What needs to be done.
Your answer should be only a number: how many lines include the word "styles".

(Code that builds pages)
☆ ☆ ☆ ☆

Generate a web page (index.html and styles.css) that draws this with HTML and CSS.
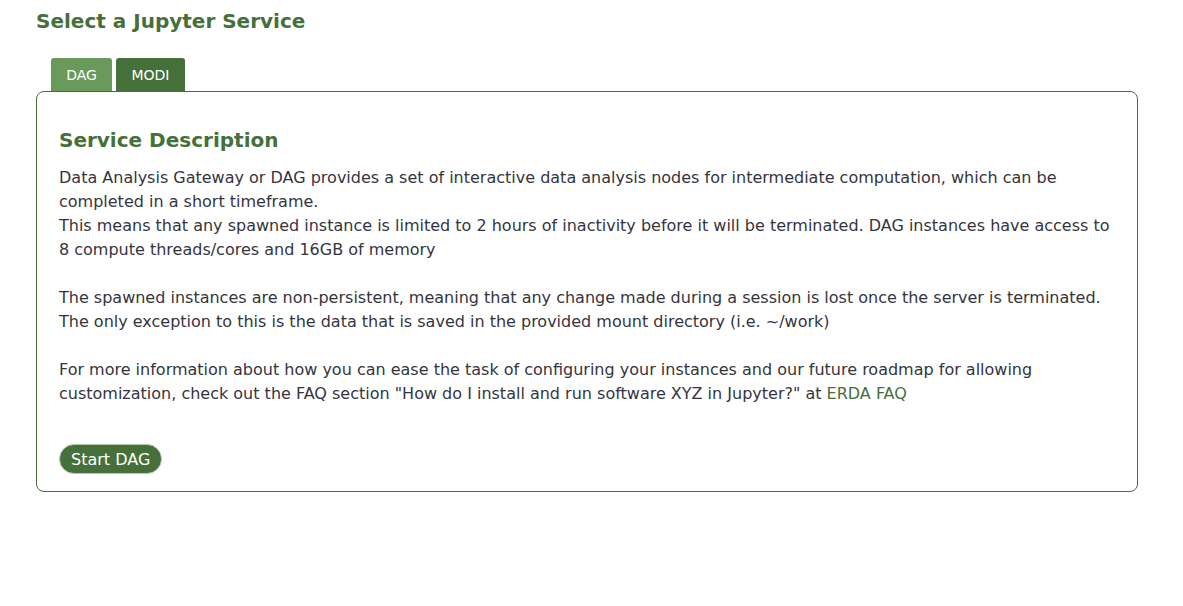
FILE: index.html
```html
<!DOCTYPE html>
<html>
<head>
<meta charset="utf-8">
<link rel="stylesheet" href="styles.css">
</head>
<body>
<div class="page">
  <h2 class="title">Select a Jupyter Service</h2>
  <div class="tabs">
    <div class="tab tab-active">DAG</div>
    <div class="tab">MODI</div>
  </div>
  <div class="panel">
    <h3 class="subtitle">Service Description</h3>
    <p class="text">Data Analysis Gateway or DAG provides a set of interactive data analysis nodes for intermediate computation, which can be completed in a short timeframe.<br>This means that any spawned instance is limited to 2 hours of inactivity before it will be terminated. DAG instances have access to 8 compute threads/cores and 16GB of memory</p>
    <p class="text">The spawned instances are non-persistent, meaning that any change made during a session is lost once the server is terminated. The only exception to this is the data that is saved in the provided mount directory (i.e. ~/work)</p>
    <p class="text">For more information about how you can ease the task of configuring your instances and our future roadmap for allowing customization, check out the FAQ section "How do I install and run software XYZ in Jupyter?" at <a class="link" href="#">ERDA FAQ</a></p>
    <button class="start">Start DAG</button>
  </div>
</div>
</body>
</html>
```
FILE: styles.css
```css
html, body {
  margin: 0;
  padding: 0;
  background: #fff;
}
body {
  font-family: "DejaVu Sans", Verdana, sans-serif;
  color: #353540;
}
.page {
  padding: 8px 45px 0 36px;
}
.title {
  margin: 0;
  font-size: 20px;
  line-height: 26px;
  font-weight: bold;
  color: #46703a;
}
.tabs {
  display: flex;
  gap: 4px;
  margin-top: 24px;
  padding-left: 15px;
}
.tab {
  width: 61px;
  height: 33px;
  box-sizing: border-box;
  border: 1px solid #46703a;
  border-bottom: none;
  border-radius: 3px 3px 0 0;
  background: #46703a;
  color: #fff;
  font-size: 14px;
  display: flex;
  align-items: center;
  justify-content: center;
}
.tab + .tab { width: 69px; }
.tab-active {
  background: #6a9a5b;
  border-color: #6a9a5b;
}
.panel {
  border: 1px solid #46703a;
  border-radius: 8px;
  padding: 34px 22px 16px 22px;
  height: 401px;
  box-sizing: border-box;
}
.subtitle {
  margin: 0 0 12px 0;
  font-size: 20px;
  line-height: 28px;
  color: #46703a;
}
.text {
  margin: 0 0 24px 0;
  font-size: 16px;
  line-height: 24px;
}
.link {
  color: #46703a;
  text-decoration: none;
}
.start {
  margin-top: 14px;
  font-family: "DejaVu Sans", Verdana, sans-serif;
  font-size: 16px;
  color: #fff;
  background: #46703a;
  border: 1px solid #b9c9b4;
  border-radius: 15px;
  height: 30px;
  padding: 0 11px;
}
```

☆ ☆ ☆ ☆

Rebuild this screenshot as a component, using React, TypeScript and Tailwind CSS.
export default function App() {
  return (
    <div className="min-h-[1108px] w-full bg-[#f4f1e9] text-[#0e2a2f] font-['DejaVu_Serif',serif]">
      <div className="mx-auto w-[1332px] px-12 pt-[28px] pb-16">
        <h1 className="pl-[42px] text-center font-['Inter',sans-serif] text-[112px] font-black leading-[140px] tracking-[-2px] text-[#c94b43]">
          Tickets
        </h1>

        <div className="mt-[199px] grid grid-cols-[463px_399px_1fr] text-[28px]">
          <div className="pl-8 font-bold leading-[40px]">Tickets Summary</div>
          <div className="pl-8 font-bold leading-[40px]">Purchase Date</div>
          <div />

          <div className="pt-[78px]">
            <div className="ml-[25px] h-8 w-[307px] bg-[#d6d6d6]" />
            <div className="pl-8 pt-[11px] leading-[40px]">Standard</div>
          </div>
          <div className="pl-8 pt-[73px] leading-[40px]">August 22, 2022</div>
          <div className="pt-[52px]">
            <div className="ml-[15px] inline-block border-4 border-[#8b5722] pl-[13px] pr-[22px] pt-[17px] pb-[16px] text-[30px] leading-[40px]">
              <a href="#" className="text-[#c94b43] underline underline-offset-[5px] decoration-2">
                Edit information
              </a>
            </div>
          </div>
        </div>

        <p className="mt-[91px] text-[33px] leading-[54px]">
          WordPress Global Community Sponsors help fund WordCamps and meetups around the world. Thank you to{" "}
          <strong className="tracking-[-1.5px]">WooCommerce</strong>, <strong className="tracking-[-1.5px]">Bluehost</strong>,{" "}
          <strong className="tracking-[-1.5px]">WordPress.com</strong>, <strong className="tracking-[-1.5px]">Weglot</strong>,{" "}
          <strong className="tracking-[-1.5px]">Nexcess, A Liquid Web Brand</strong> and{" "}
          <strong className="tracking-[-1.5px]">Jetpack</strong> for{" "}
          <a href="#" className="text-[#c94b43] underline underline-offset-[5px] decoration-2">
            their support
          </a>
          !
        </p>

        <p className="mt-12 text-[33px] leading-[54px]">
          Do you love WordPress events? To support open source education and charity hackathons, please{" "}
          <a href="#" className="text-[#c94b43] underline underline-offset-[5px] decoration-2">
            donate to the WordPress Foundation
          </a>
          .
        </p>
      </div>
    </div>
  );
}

☆ ☆ ☆ ☆

Response to the exercise.
3